[Web page code records]
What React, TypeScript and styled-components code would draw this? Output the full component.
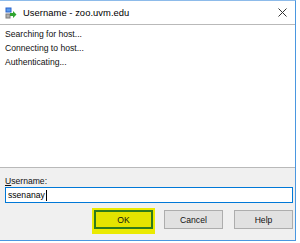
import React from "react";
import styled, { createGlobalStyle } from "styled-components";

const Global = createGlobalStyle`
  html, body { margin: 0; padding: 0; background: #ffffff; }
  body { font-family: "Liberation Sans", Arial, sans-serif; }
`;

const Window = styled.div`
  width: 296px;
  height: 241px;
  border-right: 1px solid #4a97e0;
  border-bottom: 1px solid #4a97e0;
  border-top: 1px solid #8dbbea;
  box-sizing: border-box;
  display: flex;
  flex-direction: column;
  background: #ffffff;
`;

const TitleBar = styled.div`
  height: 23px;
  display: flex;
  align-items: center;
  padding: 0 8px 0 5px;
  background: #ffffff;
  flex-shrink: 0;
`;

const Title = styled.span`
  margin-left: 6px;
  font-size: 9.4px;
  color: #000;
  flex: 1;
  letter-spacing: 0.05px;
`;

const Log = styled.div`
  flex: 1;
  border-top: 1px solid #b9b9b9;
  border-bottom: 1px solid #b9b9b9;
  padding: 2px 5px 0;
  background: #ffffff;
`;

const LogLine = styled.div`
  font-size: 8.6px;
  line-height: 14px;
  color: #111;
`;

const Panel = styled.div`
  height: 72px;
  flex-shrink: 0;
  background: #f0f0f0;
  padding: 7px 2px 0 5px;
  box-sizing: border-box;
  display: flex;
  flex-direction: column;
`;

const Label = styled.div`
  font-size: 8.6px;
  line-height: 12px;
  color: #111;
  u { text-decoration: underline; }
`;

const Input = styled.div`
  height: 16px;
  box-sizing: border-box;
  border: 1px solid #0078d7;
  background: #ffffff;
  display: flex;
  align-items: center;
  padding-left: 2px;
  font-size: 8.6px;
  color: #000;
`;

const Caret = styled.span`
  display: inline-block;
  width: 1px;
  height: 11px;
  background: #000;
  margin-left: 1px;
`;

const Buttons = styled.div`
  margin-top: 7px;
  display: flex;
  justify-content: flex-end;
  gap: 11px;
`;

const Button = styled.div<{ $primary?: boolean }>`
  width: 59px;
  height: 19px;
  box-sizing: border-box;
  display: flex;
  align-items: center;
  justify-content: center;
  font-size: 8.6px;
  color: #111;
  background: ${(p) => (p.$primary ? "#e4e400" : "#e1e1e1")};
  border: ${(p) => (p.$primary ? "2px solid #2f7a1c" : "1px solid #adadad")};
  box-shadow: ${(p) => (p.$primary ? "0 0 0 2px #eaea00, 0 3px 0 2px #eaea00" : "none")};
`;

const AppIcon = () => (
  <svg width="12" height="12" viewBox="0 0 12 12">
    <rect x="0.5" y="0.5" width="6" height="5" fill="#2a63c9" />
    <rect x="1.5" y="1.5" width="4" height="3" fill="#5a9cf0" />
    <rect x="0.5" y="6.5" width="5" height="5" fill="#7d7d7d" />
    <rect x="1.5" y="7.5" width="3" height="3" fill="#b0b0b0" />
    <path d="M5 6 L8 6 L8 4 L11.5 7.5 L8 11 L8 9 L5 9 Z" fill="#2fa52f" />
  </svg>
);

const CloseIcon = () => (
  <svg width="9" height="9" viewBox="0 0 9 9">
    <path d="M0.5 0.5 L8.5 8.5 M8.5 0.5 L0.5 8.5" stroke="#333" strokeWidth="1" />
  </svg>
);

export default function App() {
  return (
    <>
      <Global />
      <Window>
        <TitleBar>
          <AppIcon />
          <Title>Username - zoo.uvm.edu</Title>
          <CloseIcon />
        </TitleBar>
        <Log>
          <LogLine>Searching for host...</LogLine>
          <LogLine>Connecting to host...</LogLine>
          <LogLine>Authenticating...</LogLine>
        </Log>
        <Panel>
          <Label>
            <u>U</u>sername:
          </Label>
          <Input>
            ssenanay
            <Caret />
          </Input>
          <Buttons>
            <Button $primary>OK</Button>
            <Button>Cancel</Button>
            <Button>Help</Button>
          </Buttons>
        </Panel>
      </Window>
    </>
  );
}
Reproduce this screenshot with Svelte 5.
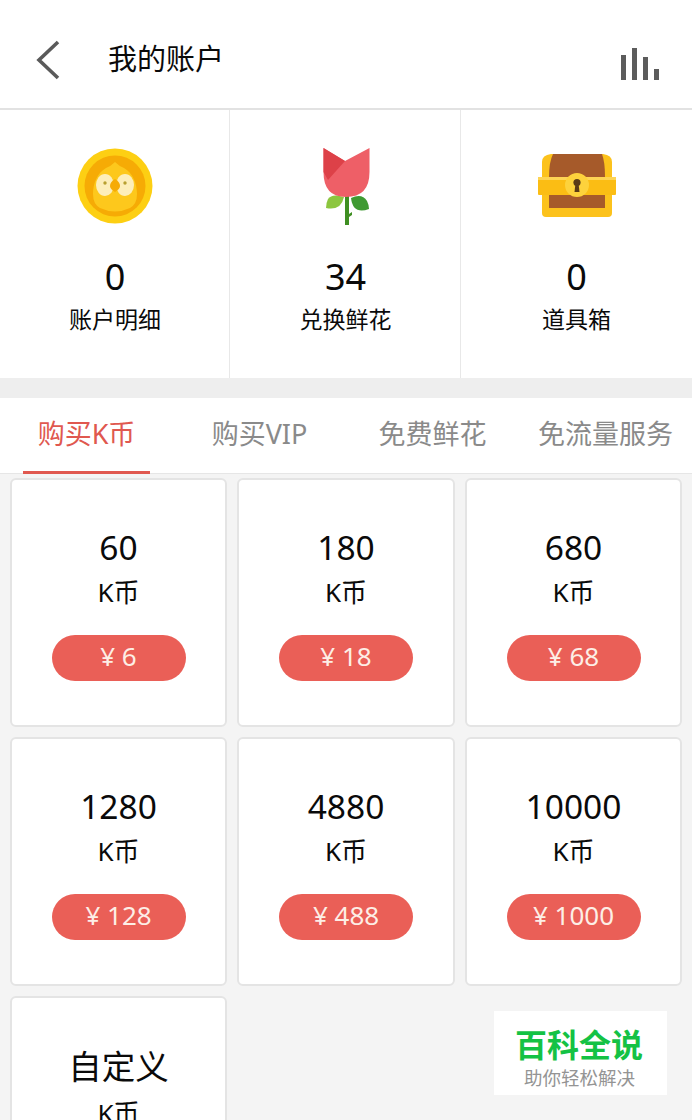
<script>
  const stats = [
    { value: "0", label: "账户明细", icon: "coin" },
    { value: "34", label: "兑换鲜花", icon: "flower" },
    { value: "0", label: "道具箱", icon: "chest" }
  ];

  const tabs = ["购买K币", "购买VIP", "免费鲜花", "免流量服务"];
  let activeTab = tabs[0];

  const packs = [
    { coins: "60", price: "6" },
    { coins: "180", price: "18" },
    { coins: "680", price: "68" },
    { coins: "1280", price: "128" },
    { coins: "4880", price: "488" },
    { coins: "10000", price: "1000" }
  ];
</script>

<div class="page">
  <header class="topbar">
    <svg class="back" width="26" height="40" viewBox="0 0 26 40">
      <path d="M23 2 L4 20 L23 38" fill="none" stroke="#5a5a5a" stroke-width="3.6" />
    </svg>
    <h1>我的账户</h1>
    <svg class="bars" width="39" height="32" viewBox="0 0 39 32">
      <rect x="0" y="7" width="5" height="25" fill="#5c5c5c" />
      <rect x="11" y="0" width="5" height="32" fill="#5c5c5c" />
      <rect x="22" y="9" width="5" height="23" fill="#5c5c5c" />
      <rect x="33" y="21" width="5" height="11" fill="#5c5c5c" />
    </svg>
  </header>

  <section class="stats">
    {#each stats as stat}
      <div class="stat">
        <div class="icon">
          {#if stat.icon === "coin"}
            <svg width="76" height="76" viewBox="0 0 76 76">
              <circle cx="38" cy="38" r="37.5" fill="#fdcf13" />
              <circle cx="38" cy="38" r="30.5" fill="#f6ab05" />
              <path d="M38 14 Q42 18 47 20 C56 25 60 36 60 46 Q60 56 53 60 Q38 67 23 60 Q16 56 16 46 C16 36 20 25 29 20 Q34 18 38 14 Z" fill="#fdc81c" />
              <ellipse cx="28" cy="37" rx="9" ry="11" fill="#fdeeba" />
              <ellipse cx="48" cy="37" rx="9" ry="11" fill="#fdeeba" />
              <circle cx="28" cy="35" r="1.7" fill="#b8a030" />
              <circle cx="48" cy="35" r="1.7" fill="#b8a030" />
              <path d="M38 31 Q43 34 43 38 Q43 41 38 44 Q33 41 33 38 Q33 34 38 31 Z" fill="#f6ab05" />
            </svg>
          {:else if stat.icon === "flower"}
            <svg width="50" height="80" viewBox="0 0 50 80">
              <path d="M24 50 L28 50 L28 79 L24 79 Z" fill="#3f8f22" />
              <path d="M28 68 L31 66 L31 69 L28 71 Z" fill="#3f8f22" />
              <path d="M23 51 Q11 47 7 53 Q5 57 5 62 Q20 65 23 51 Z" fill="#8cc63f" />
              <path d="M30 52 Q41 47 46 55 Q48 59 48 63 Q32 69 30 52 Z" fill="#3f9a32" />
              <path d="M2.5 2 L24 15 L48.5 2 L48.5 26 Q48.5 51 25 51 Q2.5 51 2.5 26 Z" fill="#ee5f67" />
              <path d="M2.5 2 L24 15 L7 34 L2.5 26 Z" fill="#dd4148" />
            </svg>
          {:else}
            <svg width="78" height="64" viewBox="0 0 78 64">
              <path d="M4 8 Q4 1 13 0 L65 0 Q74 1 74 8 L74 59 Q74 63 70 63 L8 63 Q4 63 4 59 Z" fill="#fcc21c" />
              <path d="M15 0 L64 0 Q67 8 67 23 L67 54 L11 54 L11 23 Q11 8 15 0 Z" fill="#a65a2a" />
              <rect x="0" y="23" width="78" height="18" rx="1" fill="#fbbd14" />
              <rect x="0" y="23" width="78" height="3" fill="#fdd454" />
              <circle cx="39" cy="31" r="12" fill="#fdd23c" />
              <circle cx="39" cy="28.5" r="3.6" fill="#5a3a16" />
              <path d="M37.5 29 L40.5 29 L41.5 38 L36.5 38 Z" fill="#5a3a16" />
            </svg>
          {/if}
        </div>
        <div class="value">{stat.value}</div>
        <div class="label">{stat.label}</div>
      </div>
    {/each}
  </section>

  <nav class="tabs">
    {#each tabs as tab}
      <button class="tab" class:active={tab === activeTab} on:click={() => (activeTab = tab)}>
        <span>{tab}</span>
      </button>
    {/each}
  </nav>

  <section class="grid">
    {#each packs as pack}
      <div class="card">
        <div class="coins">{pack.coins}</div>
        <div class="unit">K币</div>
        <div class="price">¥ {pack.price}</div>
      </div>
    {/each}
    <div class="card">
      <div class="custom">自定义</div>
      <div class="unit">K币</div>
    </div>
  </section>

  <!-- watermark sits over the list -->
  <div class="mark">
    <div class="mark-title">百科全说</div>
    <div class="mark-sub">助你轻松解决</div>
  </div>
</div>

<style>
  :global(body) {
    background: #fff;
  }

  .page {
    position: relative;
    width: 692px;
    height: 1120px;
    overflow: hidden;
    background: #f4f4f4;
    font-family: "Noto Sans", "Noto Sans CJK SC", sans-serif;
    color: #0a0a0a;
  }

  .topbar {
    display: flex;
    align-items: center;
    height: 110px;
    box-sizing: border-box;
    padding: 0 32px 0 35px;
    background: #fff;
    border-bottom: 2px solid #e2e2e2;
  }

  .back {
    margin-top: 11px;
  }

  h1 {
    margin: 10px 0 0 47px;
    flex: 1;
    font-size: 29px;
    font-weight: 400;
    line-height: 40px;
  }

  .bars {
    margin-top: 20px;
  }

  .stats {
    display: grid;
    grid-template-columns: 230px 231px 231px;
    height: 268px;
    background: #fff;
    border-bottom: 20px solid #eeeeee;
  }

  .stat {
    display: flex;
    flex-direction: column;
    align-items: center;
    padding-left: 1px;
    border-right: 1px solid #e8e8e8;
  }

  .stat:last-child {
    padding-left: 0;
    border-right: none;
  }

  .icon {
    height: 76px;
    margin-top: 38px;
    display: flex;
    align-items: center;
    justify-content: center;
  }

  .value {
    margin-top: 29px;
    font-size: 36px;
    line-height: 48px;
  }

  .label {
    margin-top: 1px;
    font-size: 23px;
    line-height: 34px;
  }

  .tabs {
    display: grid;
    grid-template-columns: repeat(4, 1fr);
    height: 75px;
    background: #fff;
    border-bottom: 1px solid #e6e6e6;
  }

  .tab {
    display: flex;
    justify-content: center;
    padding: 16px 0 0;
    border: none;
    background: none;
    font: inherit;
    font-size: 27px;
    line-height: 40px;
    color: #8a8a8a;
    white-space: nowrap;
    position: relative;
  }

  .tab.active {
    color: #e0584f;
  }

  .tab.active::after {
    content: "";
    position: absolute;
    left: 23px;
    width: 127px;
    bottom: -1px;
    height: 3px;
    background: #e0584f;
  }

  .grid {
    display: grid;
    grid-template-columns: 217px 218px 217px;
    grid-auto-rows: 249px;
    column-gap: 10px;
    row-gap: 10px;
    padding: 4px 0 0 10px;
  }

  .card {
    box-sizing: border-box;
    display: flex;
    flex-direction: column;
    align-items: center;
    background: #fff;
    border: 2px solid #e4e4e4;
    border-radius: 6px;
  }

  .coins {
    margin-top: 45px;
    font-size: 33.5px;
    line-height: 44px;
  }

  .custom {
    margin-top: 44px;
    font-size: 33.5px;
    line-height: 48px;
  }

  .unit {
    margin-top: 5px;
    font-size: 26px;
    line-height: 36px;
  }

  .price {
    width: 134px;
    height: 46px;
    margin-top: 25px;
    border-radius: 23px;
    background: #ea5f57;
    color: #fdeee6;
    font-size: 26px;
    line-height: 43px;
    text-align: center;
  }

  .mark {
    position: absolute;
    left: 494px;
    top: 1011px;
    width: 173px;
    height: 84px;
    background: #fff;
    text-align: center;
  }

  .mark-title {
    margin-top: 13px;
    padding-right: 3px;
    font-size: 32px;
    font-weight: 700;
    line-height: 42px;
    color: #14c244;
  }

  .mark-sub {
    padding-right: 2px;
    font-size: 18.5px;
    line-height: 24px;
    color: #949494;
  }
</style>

# Given request
In the records above, find each line with the word "components" and copy it.

# The response
What React, TypeScript and styled-components code would draw this? Output the full component.
import styled, { createGlobalStyle } from "styled-components";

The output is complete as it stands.